§ WORK INSTRUCTIONS: Copy out the data below as written; omit any images.
------ INFORMATION GIVEN ------
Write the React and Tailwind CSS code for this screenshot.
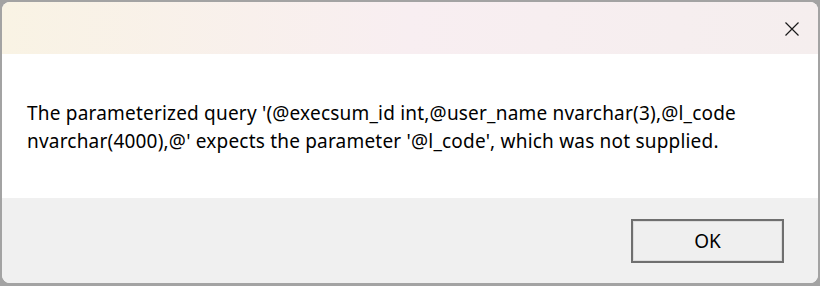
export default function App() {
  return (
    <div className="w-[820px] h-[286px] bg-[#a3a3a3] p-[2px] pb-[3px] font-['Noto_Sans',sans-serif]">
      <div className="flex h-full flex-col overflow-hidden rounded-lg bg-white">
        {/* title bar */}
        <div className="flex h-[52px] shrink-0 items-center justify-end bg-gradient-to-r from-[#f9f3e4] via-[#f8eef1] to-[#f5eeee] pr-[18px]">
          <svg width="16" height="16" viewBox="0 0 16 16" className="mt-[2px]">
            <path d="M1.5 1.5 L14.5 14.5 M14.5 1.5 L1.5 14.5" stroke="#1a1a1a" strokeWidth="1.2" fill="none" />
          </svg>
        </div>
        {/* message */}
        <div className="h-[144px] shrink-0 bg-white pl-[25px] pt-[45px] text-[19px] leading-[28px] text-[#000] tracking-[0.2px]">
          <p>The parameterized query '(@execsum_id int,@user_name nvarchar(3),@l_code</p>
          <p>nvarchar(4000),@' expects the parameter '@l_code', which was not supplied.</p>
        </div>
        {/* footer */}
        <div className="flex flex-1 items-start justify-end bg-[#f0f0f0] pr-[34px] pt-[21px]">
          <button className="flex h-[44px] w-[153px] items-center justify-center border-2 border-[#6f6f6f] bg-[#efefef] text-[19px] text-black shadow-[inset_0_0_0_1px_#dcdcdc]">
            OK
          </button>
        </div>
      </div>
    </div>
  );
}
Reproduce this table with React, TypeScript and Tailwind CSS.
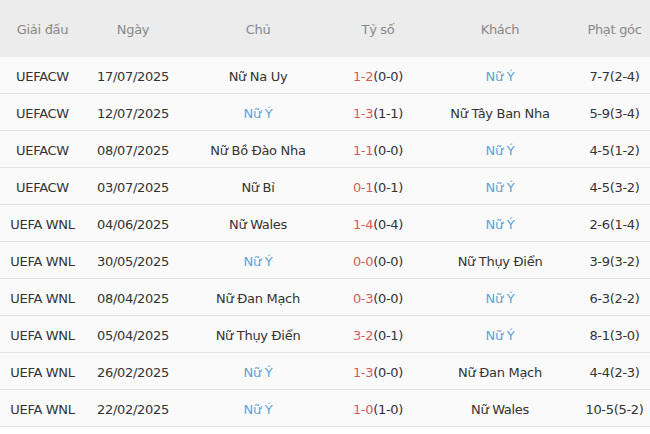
------
§ REPLY TO THE EXERCISE:
Write the React and Tailwind CSS code for this screenshot.
export default function App() {
  return (
    <div className="w-[820px] h-[286px] bg-[#a3a3a3] p-[2px] pb-[3px] font-['Noto_Sans',sans-serif]">
      <div className="flex h-full flex-col overflow-hidden rounded-lg bg-white">
        {/* title bar */}
        <div className="flex h-[52px] shrink-0 items-center justify-end bg-gradient-to-r from-[#f9f3e4] via-[#f8eef1] to-[#f5eeee] pr-[18px]">
          <svg width="16" height="16" viewBox="0 0 16 16" className="mt-[2px]">
            <path d="M1.5 1.5 L14.5 14.5 M14.5 1.5 L1.5 14.5" stroke="#1a1a1a" strokeWidth="1.2" fill="none" />
          </svg>
        </div>
        {/* message */}
        <div className="h-[144px] shrink-0 bg-white pl-[25px] pt-[45px] text-[19px] leading-[28px] text-[#000] tracking-[0.2px]">
          <p>The parameterized query '(@execsum_id int,@user_name nvarchar(3),@l_code</p>
          <p>nvarchar(4000),@' expects the parameter '@l_code', which was not supplied.</p>
        </div>
        {/* footer */}
        <div className="flex flex-1 items-start justify-end bg-[#f0f0f0] pr-[34px] pt-[21px]">
          <button className="flex h-[44px] w-[153px] items-center justify-center border-2 border-[#6f6f6f] bg-[#efefef] text-[19px] text-black shadow-[inset_0_0_0_1px_#dcdcdc]">
            OK
          </button>
        </div>
      </div>
    </div>
  );
}
Reproduce this table with React, TypeScript and Tailwind CSS.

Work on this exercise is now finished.